[Start of RECORDED INFORMATION]

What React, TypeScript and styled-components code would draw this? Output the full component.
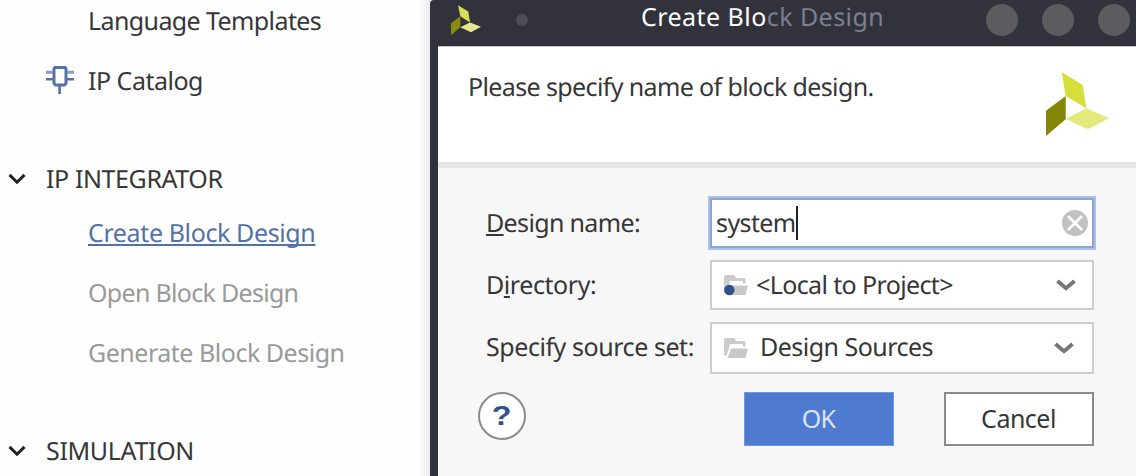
import React from "react";
import styled, { createGlobalStyle } from "styled-components";

const GlobalStyle = createGlobalStyle`
  * { box-sizing: border-box; }
  body {
    margin: 0;
    overflow: hidden;
    background: #fefefe;
    color: #363636;
    font: 25px/34px "Noto Sans", "Open Sans", sans-serif;
    text-rendering: geometricPrecision;
  }
  svg { display: block; flex: none; }
`;

const Screen = styled.div`
  display: flex;
  width: 1136px;
  height: 476px;
  overflow: hidden;
`;

const Sidebar = styled.nav`
  width: 430px;
  flex: none;
  background: linear-gradient(to right, #fefefe 418px, #ececec 430px);
`;

const Group = styled.section<{ $first?: boolean }>`
  margin-top: ${(p) => (p.$first ? -9 : 44)}px;
`;

const GroupHeader = styled.div<{ $track: number }>`
  display: flex;
  align-items: center;
  height: 48px;
  padding-left: 8px;
  gap: 20px;
  letter-spacing: ${(p) => p.$track}px;
`;

const NavItem = styled.div<{ $tone?: "link" | "muted"; $track: number }>`
  display: flex;
  align-items: center;
  height: 60px;
  padding-left: 46px;
  letter-spacing: ${(p) => p.$track}px;
  color: ${(p) =>
    p.$tone === "link" ? "#5470a6" : p.$tone === "muted" ? "#999" : "#363636"};
  text-decoration: ${(p) => (p.$tone === "link" ? "underline 2px" : "none")};
  text-underline-offset: 2px;
  text-decoration-skip-ink: none;
`;

const IconSlot = styled.span`
  width: 42px;
  flex: none;
  padding-bottom: 2px;
`;

const Dialog = styled.div`
  display: flex;
  flex-direction: column;
  width: 706px;
  border-left: 8px solid #31323b;
  border-top-left-radius: 4px;
  background: #f7f7f7;
`;

const TitleBar = styled.header`
  display: flex;
  align-items: center;
  height: 46px;
  padding: 0 6px 6px 13px;
  background: #31323b;
  flex: none;
`;

const Dot = styled.span<{ $size: number; $color: string }>`
  width: ${(p) => p.$size}px;
  height: ${(p) => p.$size}px;
  border-radius: 50%;
  background: ${(p) => p.$color};
  flex: none;
`;

const PinDot = styled(Dot)`
  margin-left: 35px;
`;

const Title = styled.h1`
  margin: -6px 0 0 113px;
  width: 345px;
  flex: none;
  font-size: 25px;
  font-weight: 400;
  letter-spacing: 0.45px;
  white-space: nowrap;
  color: #fff;
`;

const Faded = styled.span`
  color: #7d7f93;
`;

const WindowButtons = styled.div`
  display: flex;
  gap: 24px;
`;

const Banner = styled.div`
  display: flex;
  justify-content: space-between;
  height: 122px;
  padding: 23px 26px 0 30px;
  border-top: 1px solid #c4c4c6;
  border-bottom: 6px solid #e6e6e6;
  background: #fff;
  flex: none;
`;

const Prompt = styled.p<{ $track: number }>`
  margin: 0;
  letter-spacing: ${(p) => p.$track}px;
`;

const BannerLogo = styled.div`
  padding-top: 1px;
`;

const Form = styled.div`
  display: grid;
  grid-template-columns: 222px 388px;
  grid-template-rows: 54px 52px 52px;
  row-gap: 10px;
  align-items: start;
  margin: 28px 0 0 48px;
`;

const Label = styled.label<{ $track: number; $line?: number }>`
  line-height: ${(p) => p.$line ?? 50}px;
  letter-spacing: ${(p) => p.$track}px;
  white-space: nowrap;
  u {
    text-decoration: underline 2px;
    text-underline-offset: 2px;
    text-decoration-skip-ink: none;
  }
`;

const TextField = styled.div`
  display: flex;
  align-items: center;
  height: 54px;
  padding: 0 6px 0 3px;
  border: 2px solid #abc0e8;
  box-shadow: inset 0 0 0 2px #8ba4d4;
  background: #fff;
`;

const Value = styled.span<{ $track: number }>`
  flex: 1;
  line-height: 46px;
  align-self: flex-start;
  letter-spacing: ${(p) => p.$track}px;
  white-space: nowrap;
`;

const TextValue = styled(Value)`
  flex: none;
  line-height: 50px;
  padding-left: 3px;
`;

const Caret = styled.i`
  width: 2px;
  height: 34px;
  margin-right: auto;
  background: #222;
`;

const Select = styled.div<{ $gap: number; $end: number; $height: number }>`
  display: flex;
  align-items: center;
  gap: ${(p) => p.$gap}px;
  width: 384px;
  height: ${(p) => p.$height}px;
  margin-left: 2px;
  padding: 0 ${(p) => p.$end}px 0 12px;
  border: 2px solid #cdcdcd;
  border-radius: 1px;
  background: #fff;
`;

const Footer = styled.footer`
  display: flex;
  align-items: flex-start;
  margin: 18px 0 0 40px;
`;

const HelpButton = styled.button`
  display: flex;
  align-items: center;
  justify-content: center;
  width: 48px;
  height: 48px;
  padding: 0;
  border: 2px solid #8c8c8c;
  border-radius: 50%;
  background: #fff;
  color: #35528f;
  font: bold 28px/44px "Liberation Sans", Arial, sans-serif;
  margin-right: auto;
`;

const HelpMark = styled.span`
  transform: scaleX(1.15);
`;

const Actions = styled.div`
  display: flex;
  gap: 50px;
  margin-right: 42px;
`;

const Button = styled.button<{ $primary?: boolean; $track: number }>`
  width: 150px;
  height: 54px;
  padding: 0 1px 2px 0;
  border: ${(p) => (p.$primary ? "1px solid #7397db" : "2px solid #8b8b8b")};
  background: ${(p) => (p.$primary ? "#4e7bd0" : "#fff")};
  color: ${(p) => (p.$primary ? "#d9e4fa" : "#363636")};
  font: inherit;
  letter-spacing: ${(p) => p.$track}px;
`;

const Chevron = ({ color, size, weight }: { color: string; size: number; weight: number }) => (
  <svg width={size} height="12" viewBox={`0 0 ${size} 12`}>
    <path
      d={`M1.5 1.9 L${size / 2} 9.2 L${size - 1.5} 1.9`}
      fill="none"
      stroke={color}
      strokeWidth={weight}
    />
  </svg>
);

const ChipIcon = () => (
  <svg width="28" height="28" viewBox="0 0 28 28">
    <g fill="none" stroke="#5570a5">
      <path d="M9 1.5H19L20 2.5V17.5L18.5 19H9.5L8 17.5V2.5Z" strokeWidth="3" />
      <path d="M0 6.3H7M21 6.3H28" strokeWidth="3" stroke="#8799bf" />
      <path d="M0 13.2H7M21 13.2H28M13.6 19V28" strokeWidth="2.6" />
    </g>
  </svg>
);

const SmallLogo = () => (
  <svg width="30" height="31" viewBox="451 4.5 30 31">
    <path d="M458 4.7L468.3 11L470 22L460.3 15.7Z" fill="#dbdc55" />
    <path d="M460.3 15.7V26.7L451 34.7V22.7Z" fill="#8a8a0b" />
    <path d="M460.3 26.7L470 22L481 26.3L471 31.7Z" fill="#e6e891" />
  </svg>
);

const BigLogo = () => (
  <svg width="64" height="66" viewBox="1046 71 64 66">
    <path d="M1061.7 72L1082.7 85L1086.3 108.3L1065.7 96Z" fill="#d5df3b" />
    <path d="M1065.7 96V119.3L1046 136V110.7Z" fill="#838607" />
    <path d="M1065.7 119L1086.3 108.3L1109.3 118.3L1087.7 129.3Z" fill="#e3e97b" />
  </svg>
);

const FolderIcon = ({ marked }: { marked?: boolean }) => (
  <svg width="24" height="22" viewBox="0 0 24 22">
    <path d="M0 3Q0 1 2 1H9Q11 1 12 4H20Q21.5 4 21.5 6V9.5H19V7H5.5V10L2.5 18.5H0Z" fill="#cbcbcb" />
    <path d="M7 11.5H24L21.5 21H3.5Z" fill="#c8c8c8" />
    {marked && <circle cx="5.3" cy="16" r="5.2" fill="#34508a" />}
  </svg>
);

const ClearIcon = () => (
  <svg width="26" height="26" viewBox="0 0 26 26">
    <circle cx="13" cy="13" r="13" fill="#c1c1c1" />
    <path d="M6 6L20 20M20 6L6 20" stroke="#fff" strokeWidth="2.6" />
  </svg>
);

export default function App() {
  return (
    <>
      <GlobalStyle />
      <Screen>
        <Sidebar>
          <Group $first>
            <NavItem $track={-0.6}>
              <IconSlot />
              Language Templates
            </NavItem>
            <NavItem $track={-0.5}>
              <IconSlot>
                <ChipIcon />
              </IconSlot>
              IP Catalog
            </NavItem>
          </Group>
          <Group>
            <GroupHeader $track={-0.4}>
              <Chevron color="#222" size={18} weight={3} />
              IP INTEGRATOR
            </GroupHeader>
            <NavItem $tone="link" $track={-0.38}>
              <IconSlot />
              Create Block Design
            </NavItem>
            <NavItem $tone="muted" $track={-0.7}>
              <IconSlot />
              Open Block Design
            </NavItem>
            <NavItem $tone="muted" $track={-0.48}>
              <IconSlot />
              Generate Block Design
            </NavItem>
          </Group>
          <Group>
            <GroupHeader $track={-0.34}>
              <Chevron color="#222" size={18} weight={3} />
              SIMULATION
            </GroupHeader>
          </Group>
        </Sidebar>
        <Dialog>
          <TitleBar>
            <SmallLogo />
            <PinDot $size={12} $color="#4d4e53" />
            <Title>
              Create Blo<Faded>ck Design</Faded>
            </Title>
            <WindowButtons>
              <Dot $size={32} $color="#5c5b5f" />
              <Dot $size={32} $color="#5c5b5f" />
              <Dot $size={32} $color="#5c5b5f" />
            </WindowButtons>
          </TitleBar>
          <Banner>
            <Prompt $track={-0.62}>Please specify name of block design.</Prompt>
            <BannerLogo>
              <BigLogo />
            </BannerLogo>
          </Banner>
          <Form>
            <Label $track={-0.65} $line={54}>
              <u>D</u>esign name:
            </Label>
            <TextField>
              <TextValue $track={-0.6}>system</TextValue>
              <Caret />
              <ClearIcon />
            </TextField>
            <Label $track={-0.43}>
              D<u>i</u>rectory:
            </Label>
            <Select $gap={8} $end={16} $height={50}>
              <FolderIcon marked />
              <Value $track={-0.62}>&lt;Local to Project&gt;</Value>
              <Chevron color="#777" size={20} weight={4} />
            </Select>
            <Label $track={-0.44}>Specify source set:</Label>
            <Select $gap={12} $end={18} $height={52}>
              <FolderIcon />
              <Value $track={-0.52}>Design Sources</Value>
              <Chevron color="#777" size={20} weight={4} />
            </Select>
          </Form>
          <Footer>
            <HelpButton>
              <HelpMark>?</HelpMark>
            </HelpButton>
            <Actions>
              <Button $primary $track={-0.8}>OK</Button>
              <Button $track={-0.5}>Cancel</Button>
            </Actions>
          </Footer>
        </Dialog>
      </Screen>
    </>
  );
}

[End of RECORDED INFORMATION]

GIVEN INSTRUCTION: Select all lines in the listing that include the word "React".

PROBLEM SOLUTION:
What React, TypeScript and styled-components code would draw this? Output the full component.
import React from "react";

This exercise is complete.